Records with interface code:
---

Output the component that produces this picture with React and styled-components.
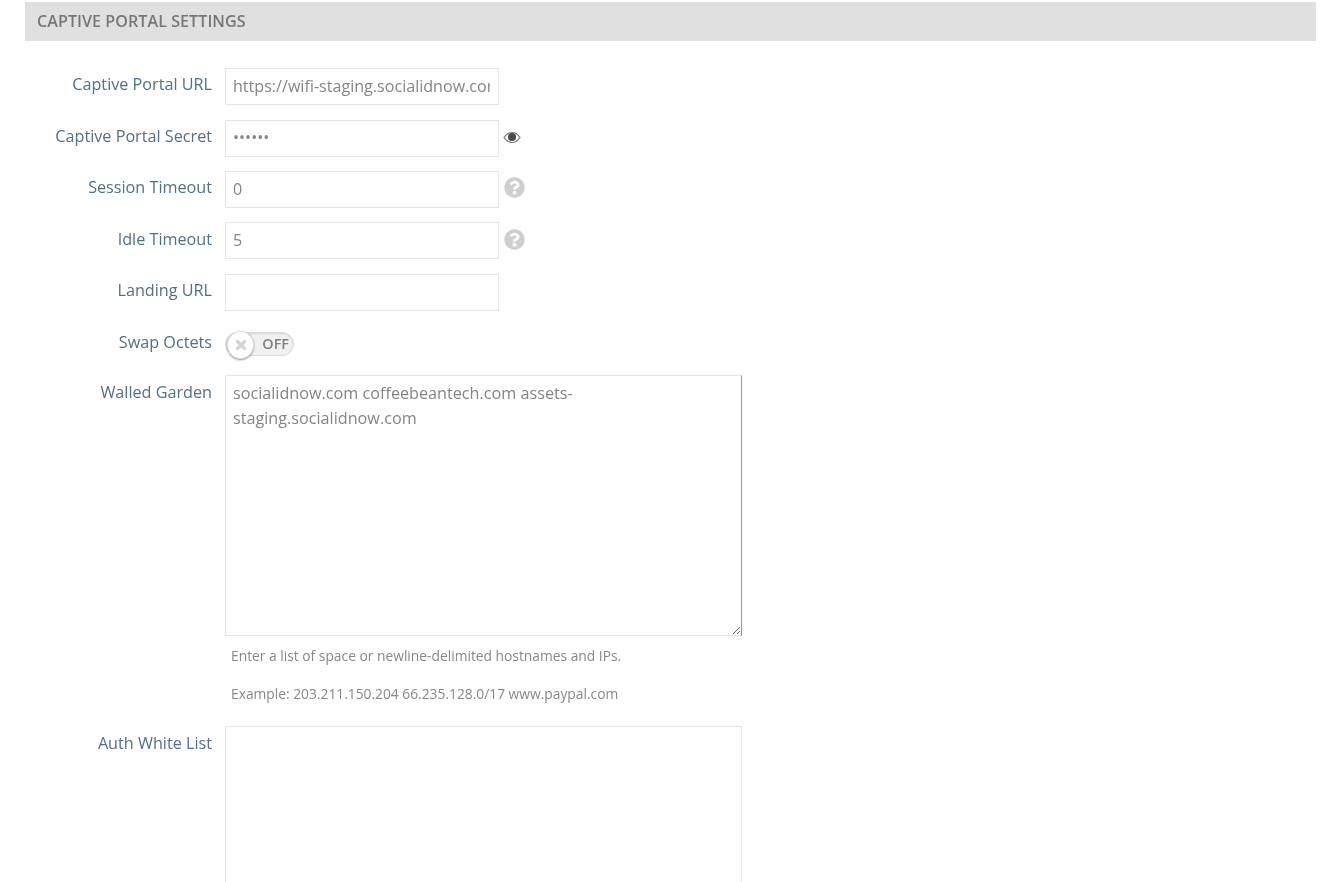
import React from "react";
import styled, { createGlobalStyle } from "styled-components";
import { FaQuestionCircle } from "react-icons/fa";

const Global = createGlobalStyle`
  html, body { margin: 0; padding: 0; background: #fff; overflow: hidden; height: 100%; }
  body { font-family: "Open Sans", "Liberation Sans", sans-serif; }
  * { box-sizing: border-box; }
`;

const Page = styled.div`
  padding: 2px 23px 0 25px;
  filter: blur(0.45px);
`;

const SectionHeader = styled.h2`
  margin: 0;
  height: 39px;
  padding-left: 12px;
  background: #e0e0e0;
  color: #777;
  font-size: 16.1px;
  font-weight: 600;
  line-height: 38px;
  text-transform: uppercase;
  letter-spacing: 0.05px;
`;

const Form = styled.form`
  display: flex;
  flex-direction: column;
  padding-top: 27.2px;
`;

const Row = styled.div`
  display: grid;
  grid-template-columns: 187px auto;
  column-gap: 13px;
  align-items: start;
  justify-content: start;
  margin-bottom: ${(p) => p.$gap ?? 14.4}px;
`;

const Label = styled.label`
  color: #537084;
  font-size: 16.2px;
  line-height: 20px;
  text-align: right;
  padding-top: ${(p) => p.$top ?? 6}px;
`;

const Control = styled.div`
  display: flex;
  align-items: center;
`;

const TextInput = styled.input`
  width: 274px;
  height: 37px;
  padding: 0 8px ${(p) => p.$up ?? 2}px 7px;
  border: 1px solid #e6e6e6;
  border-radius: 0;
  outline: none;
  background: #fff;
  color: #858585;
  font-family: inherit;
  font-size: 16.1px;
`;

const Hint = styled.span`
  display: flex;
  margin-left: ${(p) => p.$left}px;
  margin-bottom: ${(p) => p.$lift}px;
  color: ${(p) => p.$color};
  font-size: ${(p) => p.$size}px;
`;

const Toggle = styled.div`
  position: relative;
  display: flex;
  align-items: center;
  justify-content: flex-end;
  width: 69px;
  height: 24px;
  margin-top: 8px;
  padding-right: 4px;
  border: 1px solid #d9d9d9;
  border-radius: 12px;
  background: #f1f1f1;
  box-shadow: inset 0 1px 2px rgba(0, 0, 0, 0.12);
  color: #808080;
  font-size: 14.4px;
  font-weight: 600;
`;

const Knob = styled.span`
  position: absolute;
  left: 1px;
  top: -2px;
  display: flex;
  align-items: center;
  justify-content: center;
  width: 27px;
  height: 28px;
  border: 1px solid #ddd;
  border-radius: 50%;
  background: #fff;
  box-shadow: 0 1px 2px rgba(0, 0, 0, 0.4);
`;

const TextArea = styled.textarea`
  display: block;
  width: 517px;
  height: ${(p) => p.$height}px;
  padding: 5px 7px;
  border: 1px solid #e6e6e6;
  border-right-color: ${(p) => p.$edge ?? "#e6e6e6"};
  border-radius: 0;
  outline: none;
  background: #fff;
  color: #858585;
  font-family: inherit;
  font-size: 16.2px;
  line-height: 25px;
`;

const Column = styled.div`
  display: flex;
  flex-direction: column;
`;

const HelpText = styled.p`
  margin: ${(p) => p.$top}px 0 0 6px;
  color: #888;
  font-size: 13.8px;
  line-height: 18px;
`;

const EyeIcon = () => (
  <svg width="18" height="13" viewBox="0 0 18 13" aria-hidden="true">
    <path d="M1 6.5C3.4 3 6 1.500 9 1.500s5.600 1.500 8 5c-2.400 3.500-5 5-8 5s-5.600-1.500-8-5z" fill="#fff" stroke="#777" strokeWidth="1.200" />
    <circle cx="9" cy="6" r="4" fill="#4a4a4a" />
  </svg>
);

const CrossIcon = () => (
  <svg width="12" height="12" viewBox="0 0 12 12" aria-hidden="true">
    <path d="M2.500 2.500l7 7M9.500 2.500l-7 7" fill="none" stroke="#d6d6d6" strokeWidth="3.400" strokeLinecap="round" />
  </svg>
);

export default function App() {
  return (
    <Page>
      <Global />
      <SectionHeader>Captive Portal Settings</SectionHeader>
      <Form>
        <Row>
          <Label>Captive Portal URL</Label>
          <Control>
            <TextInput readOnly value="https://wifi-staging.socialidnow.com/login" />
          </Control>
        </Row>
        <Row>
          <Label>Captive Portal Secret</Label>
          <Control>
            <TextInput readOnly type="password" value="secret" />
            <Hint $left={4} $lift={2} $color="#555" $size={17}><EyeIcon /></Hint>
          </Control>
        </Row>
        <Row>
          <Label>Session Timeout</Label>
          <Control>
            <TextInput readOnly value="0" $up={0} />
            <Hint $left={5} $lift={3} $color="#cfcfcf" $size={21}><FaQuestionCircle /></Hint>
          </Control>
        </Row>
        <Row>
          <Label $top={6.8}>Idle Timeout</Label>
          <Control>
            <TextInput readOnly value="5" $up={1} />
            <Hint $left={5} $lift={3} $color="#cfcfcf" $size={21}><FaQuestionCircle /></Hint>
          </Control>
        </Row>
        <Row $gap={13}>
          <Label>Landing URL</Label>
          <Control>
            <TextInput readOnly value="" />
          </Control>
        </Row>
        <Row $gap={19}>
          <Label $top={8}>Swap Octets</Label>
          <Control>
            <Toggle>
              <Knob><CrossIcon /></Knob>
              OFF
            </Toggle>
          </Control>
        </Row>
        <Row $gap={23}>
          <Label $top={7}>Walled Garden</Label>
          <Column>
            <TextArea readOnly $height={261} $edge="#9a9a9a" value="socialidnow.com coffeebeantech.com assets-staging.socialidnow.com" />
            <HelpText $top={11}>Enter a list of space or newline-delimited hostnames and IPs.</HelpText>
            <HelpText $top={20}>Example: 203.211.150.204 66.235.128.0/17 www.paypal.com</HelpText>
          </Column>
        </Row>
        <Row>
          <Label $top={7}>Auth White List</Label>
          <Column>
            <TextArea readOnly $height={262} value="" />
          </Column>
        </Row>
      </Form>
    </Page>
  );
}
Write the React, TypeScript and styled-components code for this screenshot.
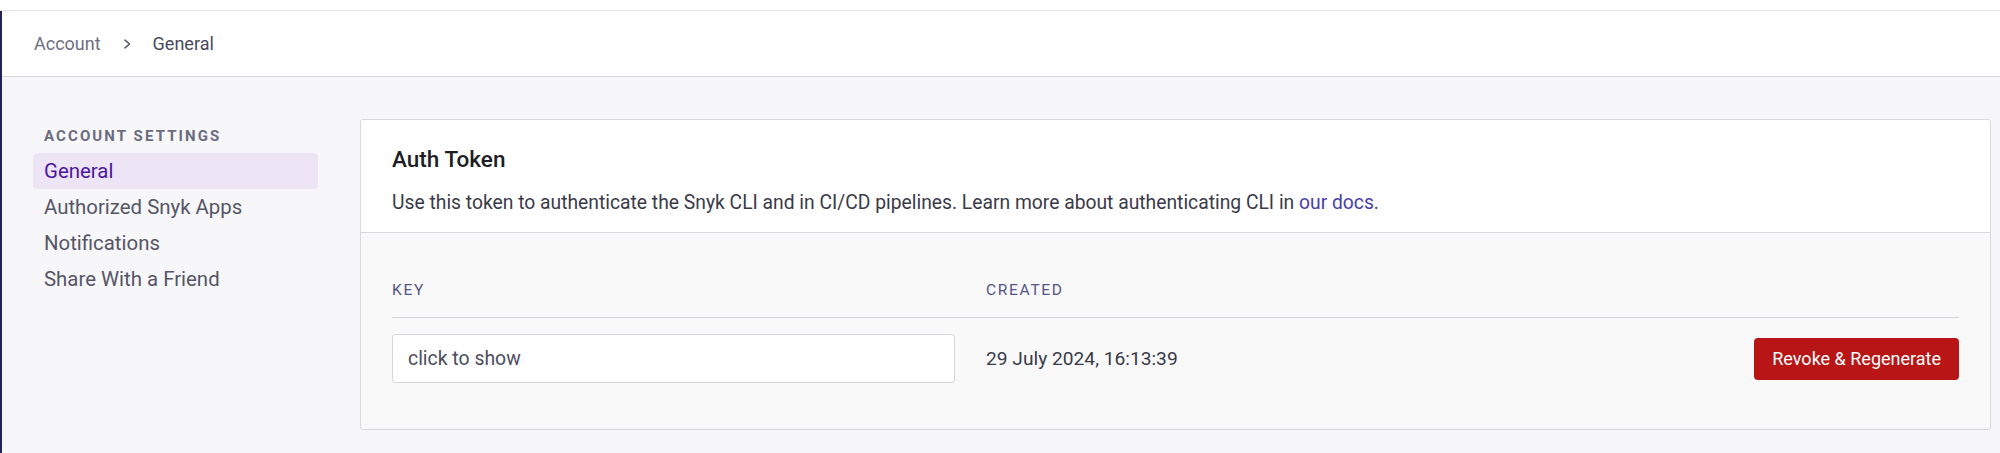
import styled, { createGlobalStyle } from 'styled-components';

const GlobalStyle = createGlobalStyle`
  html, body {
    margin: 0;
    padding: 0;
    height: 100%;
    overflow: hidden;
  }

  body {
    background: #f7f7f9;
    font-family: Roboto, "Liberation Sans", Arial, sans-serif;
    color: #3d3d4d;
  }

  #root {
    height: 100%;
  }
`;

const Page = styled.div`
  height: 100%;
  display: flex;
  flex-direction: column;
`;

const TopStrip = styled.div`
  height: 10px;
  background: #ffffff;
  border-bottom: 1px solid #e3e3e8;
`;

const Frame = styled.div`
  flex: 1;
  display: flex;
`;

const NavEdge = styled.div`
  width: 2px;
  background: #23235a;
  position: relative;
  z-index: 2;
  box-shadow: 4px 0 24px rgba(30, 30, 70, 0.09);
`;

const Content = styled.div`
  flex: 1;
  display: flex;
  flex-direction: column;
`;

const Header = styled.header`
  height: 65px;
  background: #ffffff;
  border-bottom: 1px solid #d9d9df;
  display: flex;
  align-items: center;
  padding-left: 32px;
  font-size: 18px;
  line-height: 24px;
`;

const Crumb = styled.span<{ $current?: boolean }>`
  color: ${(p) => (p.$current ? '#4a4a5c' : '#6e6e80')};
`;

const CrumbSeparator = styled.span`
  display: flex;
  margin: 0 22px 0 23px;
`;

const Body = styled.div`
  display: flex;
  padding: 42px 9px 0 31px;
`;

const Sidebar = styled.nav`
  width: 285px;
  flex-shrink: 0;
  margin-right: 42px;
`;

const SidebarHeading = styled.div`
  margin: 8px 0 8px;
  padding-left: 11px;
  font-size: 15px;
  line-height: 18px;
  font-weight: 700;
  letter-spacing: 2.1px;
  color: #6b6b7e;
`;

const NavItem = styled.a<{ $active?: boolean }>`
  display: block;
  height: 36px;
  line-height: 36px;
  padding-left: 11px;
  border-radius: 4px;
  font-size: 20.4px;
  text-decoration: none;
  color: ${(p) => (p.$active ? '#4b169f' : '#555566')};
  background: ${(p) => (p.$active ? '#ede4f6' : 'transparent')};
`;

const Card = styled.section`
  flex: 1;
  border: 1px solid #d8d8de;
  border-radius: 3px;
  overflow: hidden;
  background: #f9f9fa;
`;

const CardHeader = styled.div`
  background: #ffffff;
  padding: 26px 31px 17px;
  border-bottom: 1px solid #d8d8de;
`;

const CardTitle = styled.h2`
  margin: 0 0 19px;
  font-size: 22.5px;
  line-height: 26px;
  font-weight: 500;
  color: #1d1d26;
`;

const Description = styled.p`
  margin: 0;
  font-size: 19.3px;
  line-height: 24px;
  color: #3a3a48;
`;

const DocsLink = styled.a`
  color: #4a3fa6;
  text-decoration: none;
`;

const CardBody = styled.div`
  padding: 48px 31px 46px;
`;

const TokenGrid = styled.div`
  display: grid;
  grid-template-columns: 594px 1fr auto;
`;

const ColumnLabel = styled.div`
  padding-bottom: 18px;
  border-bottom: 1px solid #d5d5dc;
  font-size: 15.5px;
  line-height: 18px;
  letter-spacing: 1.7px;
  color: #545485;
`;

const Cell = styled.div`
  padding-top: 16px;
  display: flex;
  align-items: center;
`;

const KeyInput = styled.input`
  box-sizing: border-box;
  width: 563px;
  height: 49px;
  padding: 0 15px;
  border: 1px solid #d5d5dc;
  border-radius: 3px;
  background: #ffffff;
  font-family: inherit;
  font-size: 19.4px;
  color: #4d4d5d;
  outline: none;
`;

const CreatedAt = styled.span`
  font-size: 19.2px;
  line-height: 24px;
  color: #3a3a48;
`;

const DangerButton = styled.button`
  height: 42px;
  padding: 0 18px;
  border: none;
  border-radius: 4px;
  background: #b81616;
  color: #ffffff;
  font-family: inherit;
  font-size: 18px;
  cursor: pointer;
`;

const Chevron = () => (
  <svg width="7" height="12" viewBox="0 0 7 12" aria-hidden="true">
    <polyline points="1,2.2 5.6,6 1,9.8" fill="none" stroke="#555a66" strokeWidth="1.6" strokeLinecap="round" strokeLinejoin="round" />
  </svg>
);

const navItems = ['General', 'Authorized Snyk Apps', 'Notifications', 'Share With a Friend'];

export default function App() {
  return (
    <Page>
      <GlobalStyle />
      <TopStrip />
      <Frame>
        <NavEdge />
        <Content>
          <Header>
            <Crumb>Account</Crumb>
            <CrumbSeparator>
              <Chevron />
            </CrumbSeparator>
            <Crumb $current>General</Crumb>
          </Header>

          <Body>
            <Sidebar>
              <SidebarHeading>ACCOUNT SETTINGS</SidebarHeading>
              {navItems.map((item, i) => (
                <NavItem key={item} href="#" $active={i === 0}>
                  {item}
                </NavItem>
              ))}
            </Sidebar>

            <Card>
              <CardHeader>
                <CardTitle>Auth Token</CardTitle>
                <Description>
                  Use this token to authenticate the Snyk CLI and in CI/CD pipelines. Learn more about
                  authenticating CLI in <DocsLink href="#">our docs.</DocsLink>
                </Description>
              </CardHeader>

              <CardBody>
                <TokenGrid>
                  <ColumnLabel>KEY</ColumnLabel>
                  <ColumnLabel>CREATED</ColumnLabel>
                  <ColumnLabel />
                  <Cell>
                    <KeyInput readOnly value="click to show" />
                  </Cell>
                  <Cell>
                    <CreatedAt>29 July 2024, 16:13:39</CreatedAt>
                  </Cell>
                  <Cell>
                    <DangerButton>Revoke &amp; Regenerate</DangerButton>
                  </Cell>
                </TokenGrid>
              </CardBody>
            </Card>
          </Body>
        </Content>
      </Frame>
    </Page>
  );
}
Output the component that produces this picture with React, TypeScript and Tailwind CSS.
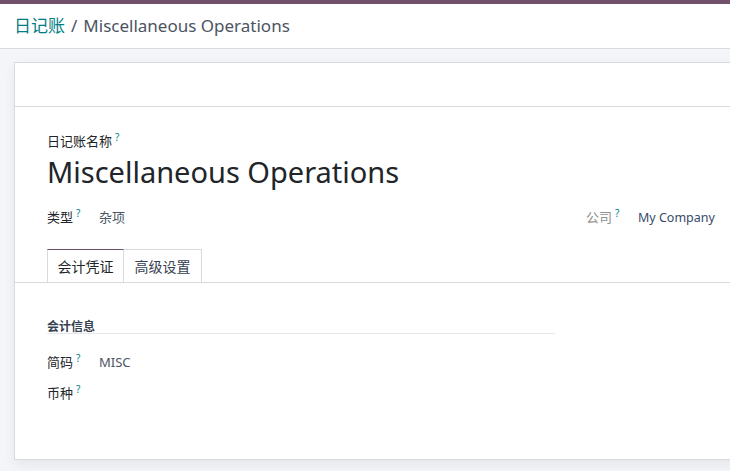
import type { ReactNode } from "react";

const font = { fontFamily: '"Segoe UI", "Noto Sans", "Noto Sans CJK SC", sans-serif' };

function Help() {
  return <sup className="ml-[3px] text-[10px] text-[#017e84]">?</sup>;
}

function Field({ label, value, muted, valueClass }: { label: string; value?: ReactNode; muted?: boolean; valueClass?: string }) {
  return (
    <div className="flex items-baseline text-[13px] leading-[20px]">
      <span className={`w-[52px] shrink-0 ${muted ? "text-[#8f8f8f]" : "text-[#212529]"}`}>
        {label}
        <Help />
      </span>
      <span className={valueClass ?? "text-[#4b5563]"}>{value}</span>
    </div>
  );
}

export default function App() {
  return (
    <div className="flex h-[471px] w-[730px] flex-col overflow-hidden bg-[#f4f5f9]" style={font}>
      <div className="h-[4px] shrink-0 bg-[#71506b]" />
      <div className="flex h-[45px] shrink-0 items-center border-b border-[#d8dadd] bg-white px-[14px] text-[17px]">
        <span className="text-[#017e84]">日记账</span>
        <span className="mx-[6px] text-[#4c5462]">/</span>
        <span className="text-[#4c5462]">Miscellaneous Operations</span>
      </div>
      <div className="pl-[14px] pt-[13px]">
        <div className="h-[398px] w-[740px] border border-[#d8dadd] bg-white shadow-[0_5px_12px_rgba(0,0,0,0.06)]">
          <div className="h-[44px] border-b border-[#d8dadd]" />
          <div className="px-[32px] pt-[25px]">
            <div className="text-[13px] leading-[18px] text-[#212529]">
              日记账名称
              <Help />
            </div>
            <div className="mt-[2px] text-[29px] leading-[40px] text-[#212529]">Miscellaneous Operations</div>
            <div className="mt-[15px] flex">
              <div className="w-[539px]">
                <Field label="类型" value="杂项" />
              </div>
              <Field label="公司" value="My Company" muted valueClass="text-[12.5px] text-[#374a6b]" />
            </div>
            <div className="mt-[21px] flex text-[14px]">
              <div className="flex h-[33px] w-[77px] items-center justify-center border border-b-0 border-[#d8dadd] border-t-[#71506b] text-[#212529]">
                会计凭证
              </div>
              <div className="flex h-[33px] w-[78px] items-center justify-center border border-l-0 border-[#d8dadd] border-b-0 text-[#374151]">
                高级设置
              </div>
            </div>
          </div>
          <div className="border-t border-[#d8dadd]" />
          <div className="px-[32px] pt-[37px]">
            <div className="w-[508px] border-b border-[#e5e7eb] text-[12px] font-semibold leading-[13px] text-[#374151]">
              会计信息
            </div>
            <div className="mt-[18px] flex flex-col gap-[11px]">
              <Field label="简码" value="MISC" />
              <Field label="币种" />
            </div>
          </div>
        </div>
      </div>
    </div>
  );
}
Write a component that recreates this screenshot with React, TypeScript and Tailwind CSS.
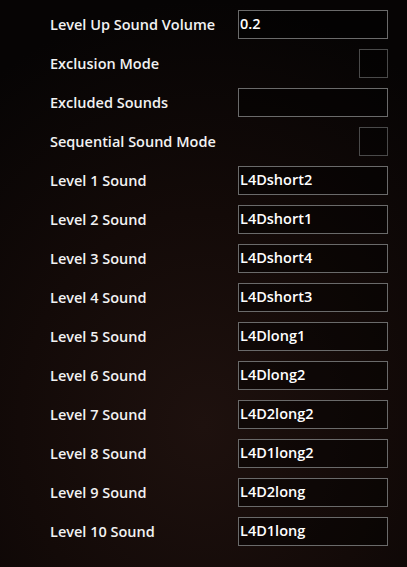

---

◆ EXERCISE: Where a line above includes "picture", copy that line.

◆ REPLY TO THE EXERCISE:
Output the component that produces this picture with React and styled-components.
Output the component that produces this picture with React, TypeScript and Tailwind CSS.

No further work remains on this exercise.